Like Moore, Gray is an Everyman citizen who decided to front a documentary because of his own experiences dealing with the subject. In Gray's case, he discovered his Auckland townhouse leaked after trying to install a vent in a wall. He was confronted by a building that was rotting insidiously from the outside in, just seven years after being built.

It was 2002 and what followed was a protracted legal battle, which Gray won, but also an epiphany that he had to do everything within his power to help and support other Kiwis in the same leaky boat.

He has since set up the Home Owners and Buyers Association (Hobanz) to fight the good fight, along the way amassing a skyscraper of facts, figures and first-hand accounts of the extent of the carnage on health and wealth thanks to shoddy building regulations, practices and materials.

"The fact that John had a leaky home makes him instantly credible. Plus, when you listen to him on screen you believe and trust him," insists A Rotten Shame director John Hagen. "The film is a journey of discovery. John knows a lot about leaky homes but we were all discovering new things along the way, like we must be on to a big story if we're getting threatening letters from lawyers before the programme is even fully edited."

Gray credits his fulltime job as an airline pilot for instilling in him a sense of the responsibilities organisations need to take on behalf of the consumer, a philosophical and practical understanding designed to ensure the best outcome for all involved, from company to staff and the public.

As a commercial pilot for more than 30 years and an employee of Air New Zealand for 22 years, he has embraced the industry's commitment to safety and service as an ideal benchmark to which the building industry should aspire.

"I guess why I'm so passionate about this cause is that my daily job is about delivering people safely from A to B," explains Gray. "Our commitment to safety and their welfare is huge. We spend a great deal of money making sure we don't get that wrong. I love my flying job because it's in an environment where standards are paramount."

As a result of his job, Gray's time is stretched as thin as the patience of many of the individuals, couples and families desperately awaiting judgments or pay-outs on their leaky home. Gray is now devoted to short-haul international flights to spend more time at Hobanz and a modicum of down time with wife Lorraine and sons Taylor, 8, and Marcus, 6.

In fact, with shooting completed before Christchurch's September earthquake, surely Gray has settled back into a normal family life? Not so, insists producer Rachel Stace.

"I think it's taken a huge personal toll on him," she says. "He doesn't really have a life he can call his own. The man deserves a knighthood. He's already been nominated for New Zealander of the Year."

Hagen concurs. "John is a bloody good guy. It's impossible not to admire him. His passion and sincerity are real. He's a genuine Kiwi hero."

Gray is a little more circumspect about the dilemma he continues to face trying to juggle work, family and his crusade. His approach to the problem mirrors his respect for the airline industry, though he does concede that his family has missed out the most.

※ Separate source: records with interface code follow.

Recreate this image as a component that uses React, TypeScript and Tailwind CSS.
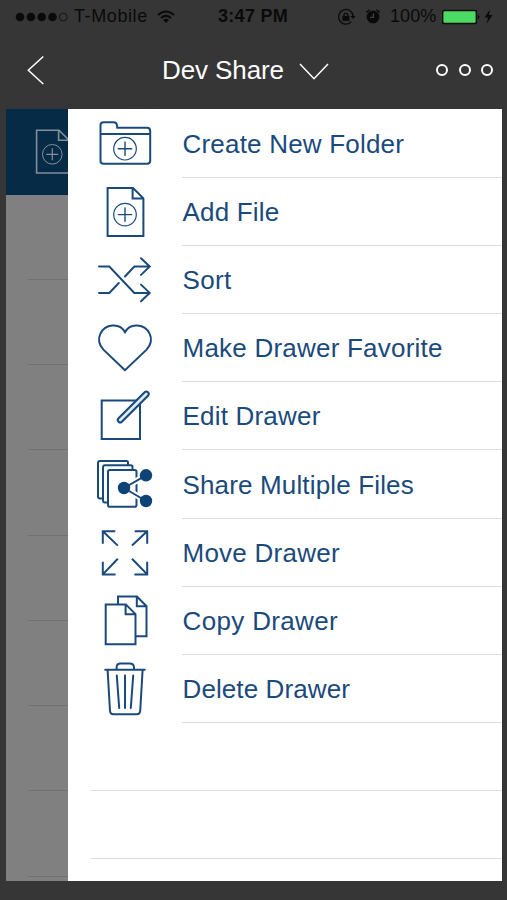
import React from 'react';

interface MenuItem {
  label: string;
  tracking: string;
  icon: React.ReactNode;
}

const FolderIcon = () => (
  <>
    <path d="M9.5 51.7V16.2Q9.5 13.2 12.5 13.2H22.5Q25.8 13.2 26 16.5L26.2 18.8H56Q59.2 18.8 59.2 22V51.7Q59.2 54.8 56 54.8H12.5Q9.5 54.8 9.5 51.7ZM9.5 25H59.2" />
    <circle cx="34" cy="39.7" r="11.3" strokeWidth="1.2" />
    <path d="M34 33V46.4M27.3 39.7H40.7" strokeWidth="1.4" />
  </>
);

const FileIcon = () => (
  <>
    <path d="M16.6 10H42L52.4 20.4V58H16.6ZM41.6 10V20.6H52.4" strokeLinejoin="miter" />
    <circle cx="34" cy="36.6" r="11.3" strokeWidth="1.2" />
    <path d="M34 29.9V43.3M27.3 36.6H40.7" strokeWidth="1.4" />
  </>
);

const SortIcon = () => (
  <path
    d="M8 20.6H18.3L43.3 46.9H58.7M50 38.6L58.7 46.9L50 55.2M8 46.9H18.3L27.8 37M34 30.5L43.3 20.6H58.7M50 12.3L58.7 20.6L50 28.9"
    strokeLinejoin="miter"
  />
);

const HeartIcon = () => (
  <path
    d="M34 56.2L12.4 35.6C7.8 31 6.8 24.6 9.4 19.6C14 10 28.6 8 34 18.2C39.4 8 54 10 58.6 19.6C61.2 24.6 60.2 31 55.6 35.6Z"
    strokeLinejoin="miter"
  />
);

const EditIcon = () => (
  <>
    <path d="M10.7 18.5H49V56.9H10.7Z" strokeLinejoin="miter" />
    <path d="M55.3 12L29.2 38" strokeWidth="6.8" />
    <path d="M55.3 12L29.2 38" stroke="#ddeefa" strokeWidth="2.6" />
  </>
);

const ShareIcon = () => (
  <>
    <path d="M37 15V12.5Q37 11 35.5 11H9Q7 11 7 13V46.5Q7 48.5 9 48.5H12" />
    <path d="M41.5 19V17Q41.5 15.3 39.8 15.3H14Q12 15.3 12 17.3V50.5Q12 52.5 14 52.5H17" />
    <rect x="17" y="20" width="28.5" height="36.7" rx="1.8" />
    <path d="M55 25.3L33 38L55 51" stroke="#fff" strokeWidth="6" />
    <path d="M55 25.3L33 38L55 51" />
    <g fill="#0d4377" stroke="none">
      <circle cx="33" cy="38" r="6.2" />
      <circle cx="55" cy="25.3" r="6.2" />
      <circle cx="55" cy="51" r="6.2" />
    </g>
  </>
);

const MoveIcon = () => (
  <path
    d="M24.3 12.2H11.8V24.8M11.8 12.2L26.8 26.6M43.7 12.2H56.2V24.8M56.2 12.2L41 26.6M24.6 55.4H11.8V42.8M11.8 55.4L26.8 39.8M43.4 55.4H56.2V42.8M56.2 55.4L41 39.8"
    strokeLinecap="butt"
    strokeLinejoin="miter"
  />
);

const CopyIcon = () => (
  <path
    d="M14.7 17.4H34.8L44.5 27.1V57.3H14.7ZM34.6 17.4V27.3H44.5M27 17V9.6H46L55.5 19.2V49.3H45M45.8 9.6V19.2H55.5"
    strokeLinejoin="miter"
  />
);

const TrashIcon = () => (
  <path d="M14.2 14.8H53.8M25.6 14.5V12Q26 8.4 29.4 8.4H38.8Q42.6 8.4 43 12V14.5M16.6 15L19 56Q19.3 59.3 22.4 59.3H45.8Q48.9 59.3 49.2 56L51.6 15M25.8 20.6L28.2 53M34 20.6V53M42.2 20.6L39.8 53" />
);

const menuItems: MenuItem[] = [
  { label: 'Create New Folder', tracking: 'tracking-[0.2px]', icon: <FolderIcon /> },
  { label: 'Add File', tracking: 'tracking-[0.2px]', icon: <FileIcon /> },
  { label: 'Sort', tracking: 'tracking-[0.35px]', icon: <SortIcon /> },
  { label: 'Make Drawer Favorite', tracking: 'tracking-[0.22px]', icon: <HeartIcon /> },
  { label: 'Edit Drawer', tracking: 'tracking-[0.2px]', icon: <EditIcon /> },
  { label: 'Share Multiple Files', tracking: 'tracking-[0.15px]', icon: <ShareIcon /> },
  { label: 'Move Drawer', tracking: 'tracking-[0.25px]', icon: <MoveIcon /> },
  { label: 'Copy Drawer', tracking: 'tracking-[0.35px]', icon: <CopyIcon /> },
  { label: 'Delete Drawer', tracking: 'tracking-[0.1px]', icon: <TrashIcon /> },
];

const StatusBar = () => (
  <div className="flex h-[33px] items-center pl-[15px] text-[#0a0a0a]">
    <svg className="h-[10px] w-[54px] shrink-0" viewBox="0 0 54 10" fill="currentColor">
      <circle cx="5" cy="5" r="4.3" />
      <circle cx="15.9" cy="5" r="4.3" />
      <circle cx="26.7" cy="5" r="4.3" />
      <circle cx="37.5" cy="5" r="4.3" />
      <circle cx="48.3" cy="5" r="3.9" fill="none" stroke="currentColor" strokeWidth="0.8" />
    </svg>
    <span className="ml-[5px] w-[75px] whitespace-nowrap text-[18px] tracking-[0.6px]">T-Mobile</span>
    <svg className="ml-[8px] h-[14px] w-[18px] shrink-0" viewBox="0 0 18 14" fill="none" stroke="currentColor" strokeWidth="2">
      <path d="M1 5Q9 -2 17 5" />
      <path d="M4 8Q9 3.7 14 8" />
      <path d="M6 10Q9 7.6 12 10L9 13Z" fill="currentColor" stroke="none" />
    </svg>
    <span className="ml-[43px] w-[73px] whitespace-nowrap text-[18px] font-bold tracking-[0.3px]">3:47 PM</span>
    <svg className="ml-[46px] h-[18px] w-[19px] shrink-0" viewBox="0 0 19 18" fill="none" stroke="currentColor" strokeWidth="1.3">
      <path d="M14.4 13.6A7.3 7.3 0 1 1 16.2 8.4" />
      <path d="M13.5 8H18.6L16 11Z" fill="currentColor" stroke="none" />
      <rect x="5.4" y="8" width="7" height="4.8" fill="currentColor" stroke="none" />
      <path d="M7 8V6.6Q8.9 3.8 10.8 6.6V8" />
    </svg>
    <svg className="ml-[9px] h-[17px] w-[16px] shrink-0" viewBox="0 0 16 17" fill="none" stroke="currentColor" strokeWidth="1.4">
      <circle cx="8" cy="9" r="6.4" fill="currentColor" stroke="none" />
      <path d="M1.4 4.4L4.6 1.8M14.6 4.4L11.4 1.8" />
      <path d="M8.4 5.4V9.3H5.2" stroke="#444" strokeWidth="1.2" />
    </svg>
    <span className="ml-[9px] w-[48px] whitespace-nowrap text-[18px] tracking-[0.1px]">100%</span>
    <svg className="ml-[4px] h-[16px] w-[38px] shrink-0" viewBox="0 0 38 16" fill="currentColor">
      <rect x="0" y="0.8" width="35" height="14.4" rx="1.8" />
      <rect x="1.4" y="2.2" width="32.2" height="11.6" rx="0.8" fill="#4cd964" />
      <path d="M35.6 5.3Q39 8 35.6 10.7Z" />
    </svg>
    <svg className="ml-[4px] h-[15px] w-[9px] shrink-0" viewBox="0 0 9 15" fill="currentColor">
      <path d="M6 0.5L0.5 8.6H4L2.8 14.5L8.6 6H5Z" />
    </svg>
  </div>
);

const NavBar = () => (
  <div className="flex h-[76px] items-center pb-[2px] pl-[27px] text-white">
    <svg className="h-[30px] w-[18px] shrink-0" viewBox="0 0 18 30" fill="none" stroke="currentColor" strokeWidth="1.5">
      <path d="M16.3 1.5L1.3 15.3L16.3 29" />
    </svg>
    <h1 className="ml-[117px] w-[124px] whitespace-nowrap text-[26px] tracking-[-0.1px]">Dev Share</h1>
    <svg className="ml-[13px] mt-[3px] h-[17px] w-[30px] shrink-0" viewBox="0 0 30 17" fill="none" stroke="currentColor" strokeWidth="1.5">
      <path d="M1 1L15 15.7L29 1" />
    </svg>
    <div className="ml-[107px] flex gap-[10.5px]">
      <span className="h-[12px] w-[12px] rounded-full border-[2.5px] border-white" />
      <span className="h-[12px] w-[12px] rounded-full border-[2.5px] border-white" />
      <span className="h-[12px] w-[12px] rounded-full border-[2.5px] border-white" />
    </div>
  </div>
);

// Dimmed list left visible beside the open menu
const Backdrop = () => (
  <div className="w-[62px] shrink-0 overflow-hidden bg-[#808080]">
    <div className="h-[85.5px] bg-[#062b47]">
      <svg className="h-[85px] w-[62px]" viewBox="0 0 62 85" fill="none" stroke="#828f9b" strokeWidth="1.6">
        <path d="M30.6 21.3H53L63 31.2V64H30.6ZM52.6 21.3V31.2H63" />
        <circle cx="46.3" cy="45.3" r="9.8" strokeWidth="1" />
        <path d="M46.3 39.3V51.3M40.3 45.3H52.3" strokeWidth="1.2" />
      </svg>
    </div>
    {[...Array(8)].map((_, index) => (
      <div key={index} className="ml-[22px] h-[85.25px] border-b border-[#717171]" />
    ))}
  </div>
);

const DrawerMenu = () => (
  <div className="min-w-0 flex-1 overflow-hidden bg-white pt-[0.4px]">
    {menuItems.map((item) => (
      <button key={item.label} className="flex h-[68.2px] w-full pl-[23px] text-left text-[#1a4a7c]">
        <svg
          className="h-[68px] w-[68px] shrink-0"
          viewBox="0 0 68 68"
          fill="none"
          stroke="#1a4a7c"
          strokeWidth="2"
          strokeLinecap="round"
          strokeLinejoin="round"
        >
          {item.icon}
        </svg>
        <span className="ml-[23px] flex h-full flex-1 items-center border-b border-[#dcdcdc] pl-[0.5px] pt-[1.5px]">
          <span className={`whitespace-nowrap text-[26px] leading-none ${item.tracking}`}>{item.label}</span>
        </span>
      </button>
    ))}
    <div className="ml-[23px] h-[68.2px] border-b border-[#dcdcdc]" />
    <div className="ml-[23px] h-[68.2px] border-b border-[#dcdcdc]" />
  </div>
);

const App: React.FC = () => {
  return (
    <div className="h-[900px] w-[507px] overflow-hidden bg-[#363636] font-['Liberation_Sans',Arial,sans-serif]">
      <StatusBar />
      <NavBar />
      <div className="ml-[6px] flex h-[772px] w-[496px] overflow-hidden">
        <Backdrop />
        <DrawerMenu />
      </div>
    </div>
  );
};

export default App;
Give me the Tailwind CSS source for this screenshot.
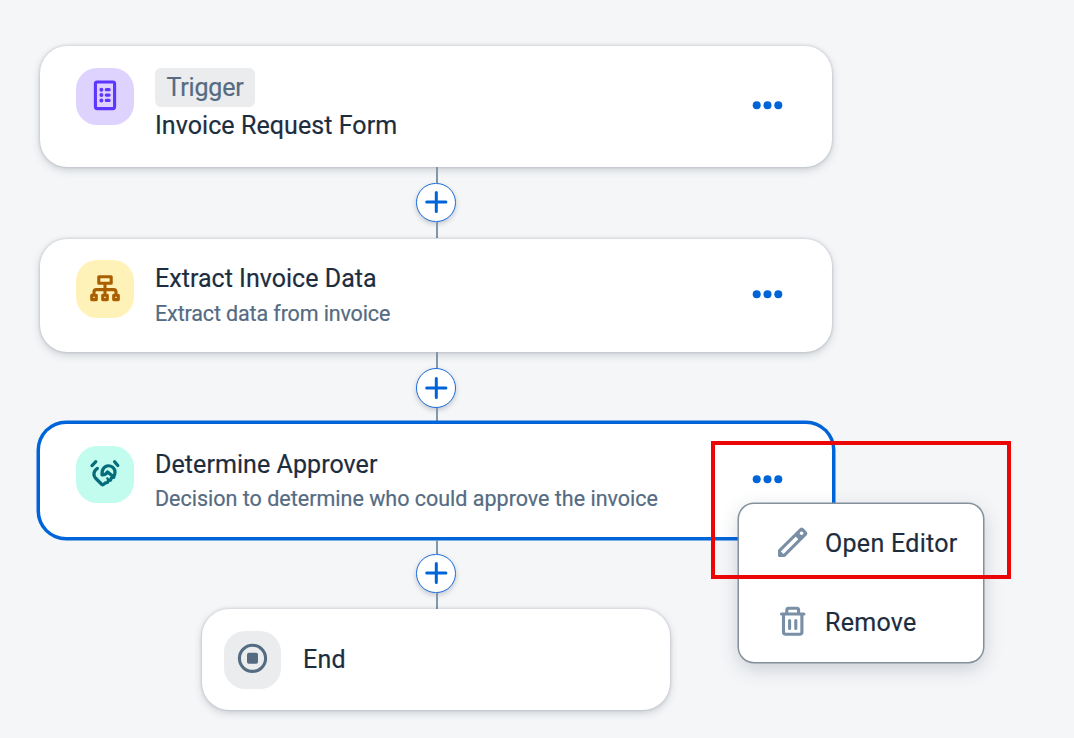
<!DOCTYPE html>
<html lang="en">
<head>
<meta charset="utf-8">
<title>Process flow</title>
<script src="https://cdn.jsdelivr.net/npm/@tailwindcss/browser@4"></script>
</head>
<body class="bg-[#f5f6f8] text-[#1d2d3e] [-webkit-text-stroke:0.2px]" style="font-family: Roboto, 'Liberation Sans', sans-serif">
<main class="relative w-[1074px] h-[738px] overflow-hidden pl-10 pt-[46px]">
  <div class="w-[792px] flex flex-col items-center">

    <!-- Trigger -->
    <section class="w-full h-[121px] rounded-[27px] bg-white shadow-[0_0_3px_rgba(34,53,72,0.25),0_3px_8px_rgba(34,53,72,0.2)] flex items-start pl-9 pt-[22px]">
      <div class="w-[58px] h-[57px] rounded-[21px] bg-[#ded3ff] flex justify-center">
        <svg class="w-[58px] h-[57px]" viewBox="0 0 58 57" fill="none" stroke="#5d36ff">
          <rect x="19.4" y="14" width="19.2" height="26.6" rx="1.8" stroke-width="3.1"/>
          <g stroke-width="3.2" stroke-linecap="round"><path d="M25.4 21.7v0M25.4 27.1v0M25.4 32.4v0" stroke-width="4"/><path d="M30.3 21.7h2.8M30.3 27.1h2.8M30.3 32.4h2.8"/></g>
        </svg>
      </div>
      <div class="ml-[21px] flex flex-col items-start">
        <div class="w-[100px] h-[39px] rounded-[6px] bg-[#eaecee] text-[#556b82] text-[25px] leading-[39px] text-center tracking-[-0.2px]">Trigger</div>
        <div class="h-[36px] text-[25px] leading-[37px] whitespace-nowrap tracking-[0.07px]">Invoice Request Form</div>
      </div>
      <svg class="ml-auto mr-[49px] mt-[32px] w-[31px] h-[10px]" viewBox="0 0 31 10" fill="#0064d9"><circle cx="4.7" cy="5.2" r="4"/><circle cx="15.5" cy="5.2" r="4"/><circle cx="26.3" cy="5.2" r="4"/></svg>
    </section>

    <div class="h-[71px] w-10 flex flex-col items-center">
      <div class="h-4 w-[2px] ml-[2px] bg-[#8496a9]"></div>
      <div class="w-10 h-[39px] shrink-0 rounded-full border-[1.5px] border-[#1b6cdc] bg-white shadow-[0_2px_5px_rgba(34,53,72,0.25)] flex items-center justify-center">
        <svg class="size-6 mb-[1px]" viewBox="0 0 24 24" stroke="#0064d9" stroke-width="3" stroke-linecap="round"><path d="M12.3 2.4v19.2M2.7 12h19.2"/></svg>
      </div>
      <div class="flex-1 w-[2px] ml-[2px] bg-[#8496a9]"></div>
    </div>

    <!-- Extraction step -->
    <section class="w-full h-[113px] mt-[1px] rounded-[27px] bg-white shadow-[0_0_3px_rgba(34,53,72,0.25),0_3px_8px_rgba(34,53,72,0.2)] flex items-start pl-9 pt-[21px]">
      <div class="w-[58px] h-[58px] rounded-[21px] bg-[#fff2b8]">
        <svg class="size-[58px]" viewBox="0 0 58 58" fill="none" stroke="#a95f00" stroke-width="3.1" stroke-linejoin="round" stroke-linecap="round">
          <rect x="22.8" y="16.7" width="12.4" height="6.6"/><path d="M29 23.5v11M18 34.5v-2.6q0-2.3 2.3-2.3h17.4q2.3 0 2.3 2.3v2.6"/>
          <rect x="15.7" y="35.3" width="4.6" height="4.3"/><rect x="26.7" y="35.3" width="4.6" height="4.3"/><rect x="37.7" y="35.3" width="4.6" height="4.3"/>
        </svg>
      </div>
      <div class="ml-[21px] whitespace-nowrap">
        <div class="text-[25px] leading-[37px] tracking-[0.03px]">Extract Invoice Data</div>
        <div class="text-[21.5px] leading-[33px] tracking-[-0.13px] text-[#556b82]">Extract data from invoice</div>
      </div>
      <svg class="ml-auto mr-[49px] mt-[29px] w-[31px] h-[10px]" viewBox="0 0 31 10" fill="#0064d9"><circle cx="4.7" cy="5.2" r="4"/><circle cx="15.5" cy="5.2" r="4"/><circle cx="26.3" cy="5.2" r="4"/></svg>
    </section>

    <div class="h-[69px] w-10 flex flex-col items-center">
      <div class="h-4 w-[2px] ml-[2px] bg-[#8496a9]"></div>
      <div class="size-10 shrink-0 rounded-full border-[1.5px] border-[#1b6cdc] bg-white shadow-[0_2px_5px_rgba(34,53,72,0.25)] flex items-center justify-center">
        <svg class="size-6" viewBox="0 0 24 24" stroke="#0064d9" stroke-width="3" stroke-linecap="round"><path d="M12.3 2.4v19.2M2.7 12h19.2"/></svg>
      </div>
      <div class="flex-1 w-[2px] ml-[2px] bg-[#8496a9]"></div>
    </div>

    <!-- Selected decision step -->
    <section class="w-full h-[113px] mt-[3px] mb-[3px] rounded-[26px] shadow-[0_0_0_3.5px_#0064d9] bg-white flex items-start pl-9 pt-[22px]">
      <div class="w-[58px] h-[57px] rounded-[21px] bg-[#c2fcee]">
        <svg class="w-[58px] h-[57px]" viewBox="0 0 58 57" fill="none" stroke="#046c7a" stroke-width="3.2" stroke-linejoin="round" stroke-linecap="round">
          <path d="M16 19.6l3.8-3.9M38.6 15.7l3.2 3.9"/>
          <path d="M21.4 22.4C17.3 25 16.9 29.5 19.9 32.5l6 6q.7.6 1.5 0l2.2-1.7 1.9-.3.9-1.9 2.2-.4.5-2 2.7-1.2"/>
          <path d="M37.5 30.6c2.2-2.8 2.1-6.9-.8-9.3-2.7-2.1-6.3-1.9-8.6.3-1.7 1.7-2.3 4.2-2.1 7.3 2.3.2 4.4-1 5.6-3l6.2 5.2"/>
          <path d="M31.2 32.3l1.6 1.9" stroke-width="2.2"/>
        </svg>
      </div>
      <div class="ml-[21px] whitespace-nowrap">
        <div class="text-[25px] leading-[37px] tracking-[0.07px]">Determine Approver</div>
        <div class="text-[21.5px] leading-[31px] text-[#556b82]">Decision to determine who could approve the invoice</div>
      </div>
      <svg class="ml-auto mr-[49px] mt-[28px] w-[31px] h-[10px]" viewBox="0 0 31 10" fill="#0064d9"><circle cx="4.7" cy="5.2" r="4"/><circle cx="15.5" cy="5.2" r="4"/><circle cx="26.3" cy="5.2" r="4"/></svg>
    </section>

    <div class="h-[69px] w-10 flex flex-col items-center">
      <div class="h-[14px] w-[2px] ml-[2px] bg-[#8496a9]"></div>
      <div class="w-10 h-[39px] shrink-0 rounded-full border-[1.5px] border-[#1b6cdc] bg-white shadow-[0_2px_5px_rgba(34,53,72,0.25)] flex items-center justify-center">
        <svg class="size-6 mb-[1px]" viewBox="0 0 24 24" stroke="#0064d9" stroke-width="3" stroke-linecap="round"><path d="M12.3 2.4v19.2M2.7 12h19.2"/></svg>
      </div>
      <div class="flex-1 w-[2px] ml-[2px] bg-[#8496a9]"></div>
    </div>

    <!-- End -->
    <section class="w-[468px] h-[101px] rounded-[27px] bg-white shadow-[0_0_3px_rgba(34,53,72,0.25),0_3px_8px_rgba(34,53,72,0.2)] flex items-start pl-[22px] pt-[22px]">
      <div class="w-[57px] h-[58px] rounded-[21px] bg-[#eaecee]">
        <svg class="w-[57px] h-[58px]" viewBox="0 0 57 58" fill="none"><circle cx="28.5" cy="27.3" r="13.1" stroke="#556b82" stroke-width="3.1"/><rect x="23" y="21.7" width="11" height="11" rx="1.8" fill="#556b82"/></svg>
      </div>
      <div class="ml-[22px] text-[25px] leading-[58px] tracking-[0.3px]">End</div>
    </section>
  </div>

  <!-- Context menu -->
  <div class="absolute left-[739px] top-[504px] w-[244px] h-[158px] rounded-[15px] bg-white shadow-[0_0_0_1.5px_#84909c,0_6px_20px_rgba(34,53,72,0.22)] flex flex-col">
    <div class="h-[78px] flex items-center pl-[38px]">
      <svg class="w-[32px] h-[32px] -mt-[2px]" viewBox="0 0 32 32" fill="none" stroke="#788fa6" stroke-width="3" stroke-linejoin="round">
        <path d="M2.5 24.6v4.8h4.8L28.6 8.1a1 1 0 0 0 0-1.4l-3.3-3.3a1 1 0 0 0-1.4 0z"/><path d="M18.8 8.5l4.7 4.7"/><path d="M2.5 25.5l4 4H2.5z" fill="#788fa6" stroke-width="2"/><path d="M19.5 8l4.4 4.4 4.7-4.6-4.4-4.4z" fill="#788fa6" stroke="none"/><circle cx="24.6" cy="7.3" r="1.8" fill="#fff" stroke="none"/>
      </svg>
      <div class="ml-[16px] pt-[2px] text-[25px] whitespace-nowrap tracking-[0.3px]">Open Editor</div>
    </div>
    <div class="h-[80px] flex items-center pl-[38px]">
      <svg class="w-[32px] h-[32px] -mt-[3px]" viewBox="0 0 32 32" fill="none" stroke="#788fa6" stroke-width="3.1" stroke-linejoin="round" stroke-linecap="round">
        <path d="M4.5 9h22.4M9.8 8.6V5.2q0-1.9 1.9-1.9h8q1.9 0 1.9 1.9v3.4M6.5 9.5v17.6q0 2.2 2.2 2.2h14q2.2 0 2.2-2.2V9.5M12.6 15.6v7.8M18.8 15.6v7.8"/>
      </svg>
      <div class="ml-[16px] pt-[2px] text-[25px] tracking-[0.3px]">Remove</div>
    </div>
  </div>

  <!-- Highlight frame -->
  <div class="absolute left-[711px] top-[441px] w-[300px] h-[138px] border-4 border-[#eb0606]"></div>
</main>
</body>
</html>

"It is an issue," he admits. "This is a hobby gone crazy. And I only do it because I care about the housing futures of all New Zealanders, and the health of our children to come. This is a really important issue. That's what keeps me going because otherwise I would have given up a very long time ago since it's had a huge impact on me and my family."

Gray's grasp of the multitude of complex issues surrounding leaky houses, plus his sensitivity to the painful experiences of those whose houses are no longer their castles, marks him as perfect fodder for a political career (minus the sensitivity).

At an advance screening of A Rotten Shame attended by crew, Hobanz folk and a number of victims, he shakes hands and exchanges pleasantries like a United Nations envoy and introduces the documentary to the audience with the ease of a seasoned speaker in Parliament (plus the sensitivity).

But politics is not on Gray's agenda. He knows his happy place, preferring to agitate for progress through Hobanz rather than dance with the devil.

"I'm not wanting to get into the political arena because we think we can create political movement that empowers our citizens to make change," he says. "Not political change, but change around standards and empowering consumers to make good choices because they have a responsibility to themselves to do so. Then they can drive standards back into the building industry and demand more of it.

"We're saying we'll leave it to the legislators and lawmakers to make laws and regulations but it's a waste of effort trying to change the way they think."

This doesn't mean Gray hasn't rubbed shoulders with politicians. One of the defining moments in the documentary is an on-the-fly interview Gray wrenched from PM John Key that concludes with an ill-conceived comment from the Prime Minister about solving some leaky homes claims by getting people off benefits.

It caused ripples of mirth and incredulity from the special screening, in large part because it shows even the country's leader is struggling to grasp the enormity of the problem.

"It was most unfortunate that we had to resort to standing him up in that way," concedes Gray. "And in fairness to him it's a complex subject and as a Prime Minister he's not expected to know the minutiae of every topic that the Government is dealing with. But it probably was a low point for me in terms of how the Government is trying to sell its financial assistance package and not really understanding the difficulties that poses."

Now picture Gray wrapping the Prime Minister in crime scene tape, bearing in mind it's hard to dance around the issues if he's bound by the truth.

A Rotten Shame plays on TV One, Wednesday at 9.30pm.